Display of 26 crosses in Sutherland Springs bears names, messages for shooting victims

- By J.P. Lawrence SAN ANTONIO EXPRESS-NEWS jlawrence@express-news.net

SUTHERLAND SPRINGS — Three days ago, Greg Zanis, a retired carpenter from Aurora, Ill., loaded white crosses with red hearts into his pickup. It is something he has done for 20 years: building crosses for the sites of mass shootings.

He built 49 crosses after the Orlando Pulse nightclub shooting in 2016 and 58 crosses after the recent Las Vegas massacre. Still, the shooting rampage Sunday in Sutherland Springs shocked him.

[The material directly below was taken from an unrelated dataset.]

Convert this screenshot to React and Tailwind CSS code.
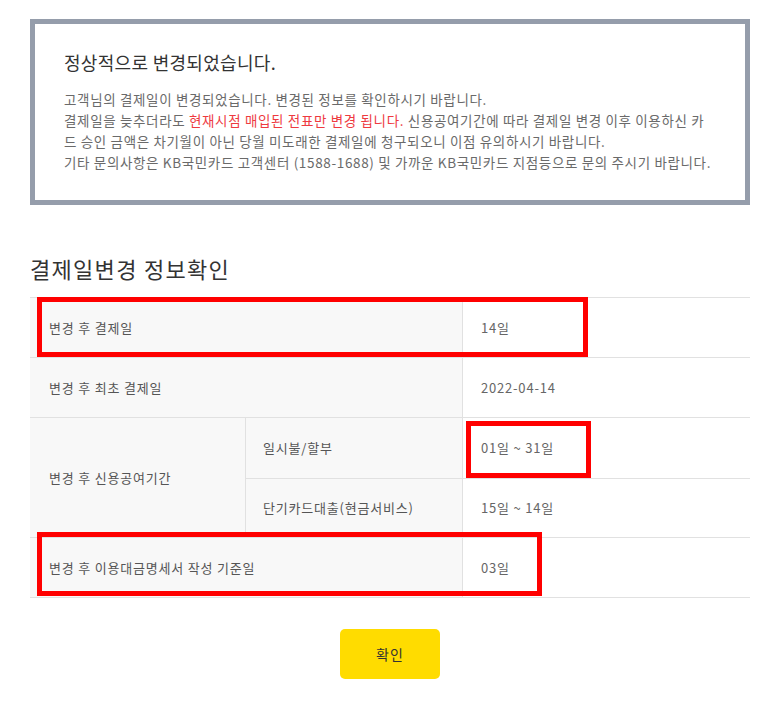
import React from 'react';

const font = { fontFamily: '"Noto Sans CJK KR", "Noto Sans", sans-serif' };

const RedBox = ({ className }) => (
  <div className={`pointer-events-none absolute border-[5px] border-[#ff0000] ${className}`} />
);

const App = () => {
  return (
    <div className="relative min-h-[702px] w-[764px] bg-white pl-[30px] pt-[19px]" style={font}>
      {/* 안내 박스 */}
      <div className="h-[186px] w-[720px] border-[5px] border-[#959dab] px-[29px] pt-[26px]">
        <h2 className="text-[18px] leading-[24px] tracking-[0.3px] text-[#333]">정상적으로 변경되었습니다.</h2>
        <div className="mt-[15px] whitespace-nowrap text-[13.5px] leading-[21px] tracking-[0.65px] text-[#6a6a6a]">
          <p>고객님의 결제일이 변경되었습니다. 변경된 정보를 확인하시기 바랍니다.</p>
          <p>
            결제일을 늦추더라도 <span className="text-[#ee3a3f]">현재시점 매입된 전표만 변경 됩니다.</span> 신용공여기간에 따라 결제일 변경 이후 이용하신 카
          </p>
          <p>드 승인 금액은 차기월이 아닌 당월 미도래한 결제일에 청구되오니 이점 유의하시기 바랍니다.</p>
          <p>기타 문의사항은 KB국민카드 고객센터 (1588-1688) 및 가까운 KB국민카드 지점등으로 문의 주시기 바랍니다.</p>
        </div>
      </div>

      {/* 결제일변경 정보확인 */}
      <h3 className="mt-[48px] mb-[14px] text-[22px] leading-[30px] tracking-[1.3px] text-[#333]">결제일변경 정보확인</h3>

      <div className="w-[720px] border-b border-[#e1e1e1] text-[13px] tracking-[0.8px] text-[#555]">
        <div className="flex h-[60px] border-t border-[#e1e1e1]">
          <div className="flex w-[432px] items-center bg-[#f8f8f8] pl-[19px]">변경 후 결제일</div>
          <div className="flex flex-1 items-center border-l border-[#e1e1e1] pl-[18px] text-[#666]">14일</div>
        </div>
        <div className="flex h-[60px] border-t border-[#e1e1e1]">
          <div className="flex w-[432px] items-center bg-[#f8f8f8] pl-[19px]">변경 후 최초 결제일</div>
          <div className="flex flex-1 items-center border-l border-[#e1e1e1] pl-[18px] text-[#666]">2022-04-14</div>
        </div>
        <div className="flex h-[120px] border-t border-[#e1e1e1]">
          <div className="flex w-[215px] items-center bg-[#f8f8f8] pl-[19px]">변경 후 신용공여기간</div>
          <div className="flex flex-1 flex-col">
            <div className="flex h-[60px]">
              <div className="flex w-[217px] items-center border-l border-[#e1e1e1] bg-[#f8f8f8] pl-[17px]">일시불/할부</div>
              <div className="flex flex-1 items-center border-l border-[#e1e1e1] pl-[18px] text-[#666]">01일 ~ 31일</div>
            </div>
            <div className="flex h-[60px] border-t border-[#e1e1e1]">
              <div className="flex w-[217px] items-center border-l border-[#e1e1e1] bg-[#f8f8f8] pl-[17px]">단기카드대출(현금서비스)</div>
              <div className="flex flex-1 items-center border-l border-[#e1e1e1] pl-[18px] text-[#666]">15일 ~ 14일</div>
            </div>
          </div>
        </div>
        <div className="flex h-[60px] border-t border-[#e1e1e1]">
          <div className="flex w-[432px] items-center bg-[#f8f8f8] pl-[19px]">변경 후 이용대금명세서 작성 기준일</div>
          <div className="flex flex-1 items-center border-l border-[#e1e1e1] pl-[18px] text-[#666]">03일</div>
        </div>
      </div>

      <div className="mt-[31px] flex w-[720px] justify-center">
        <button className="h-[50px] w-[100px] rounded-[5px] bg-[#ffdc00] text-[14px] tracking-[1px] text-[#333]">확인</button>
      </div>

      {/* 빨간 표시 박스 */}
      <RedBox className="left-[37px] top-[297px] h-[60px] w-[551px]" />
      <RedBox className="left-[466px] top-[421px] h-[57px] w-[125px]" />
      <RedBox className="left-[37px] top-[532px] h-[64px] w-[505px]" />
    </div>
  );
};

export default App;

“I’m on my way to Texas,” Zanis, founder of the nonprofit Crosses for Losses, said in a YouTube video.

“There’s been a shooting at a church — a shooting at a church,” Zanis said in the video, shaking his head.

Zanis was one of several well-wishers who traveled to the small rural town. Zanis joined one preacher from Roanoke, Va., and another from Lubbock to bring crosses and condolence­s to Sutherland Springs.

By Friday afternoon, a line of 26 white wooden crosses affixed with red hearts and placed in the soil at U.S. 87 and FM 539 had become a de facto memorial to the slain. Each cross bore the name of a victim, along with messages from loved ones, scrawled in permanent marker.

People parked their cars on the side of the road throughout the day to pay their respects. In the background loomed First Baptist Church, now surrounded by a chain-link fence encased in black tarp.

Chaplains from the Billy Graham Evangelist­ic Associatio­n, a North Carolina-based group that sends its members to national tragedies, consoled the mourners as they visited the memorial.

Vic Bass, the minister from Lubbock, brought 500 cedar crosses with the words “Jesus is the Lord” to Sutherland Springs.

“I just felt like it was something needed to help our nation,” Bass said. “Our nation is in turmoil.”

Todd Feltner, who lives about five minutes away from the church, helped Bass unload the crosses.

“It’s an overwhelmi­ng, just glorious response as far as the love and caring and the humanity of people who have come to help us in the wake of disaster,” Feltner said.

Joshua John Fitch, the minister from Roanoke, carried a life-size cross for five hours Thursday around the Sutherland Springs area. Fitch, 37, carried the cross 26 kilometers, one for each of the victims.

Fitch said he wanted to show victims that “they’re not alone, people do care about them. … People have come to honor people who have died.”

When he completed his long walk, Fitch planted the cross next to the 26 others bearing names of the victims.

Sandra Shaw, a member of First Baptist Church and a town historian, said she saw the various crosses as they were installed.

“Anybody who went to church there is going to be glad, because the victims are being honored,” Shaw said.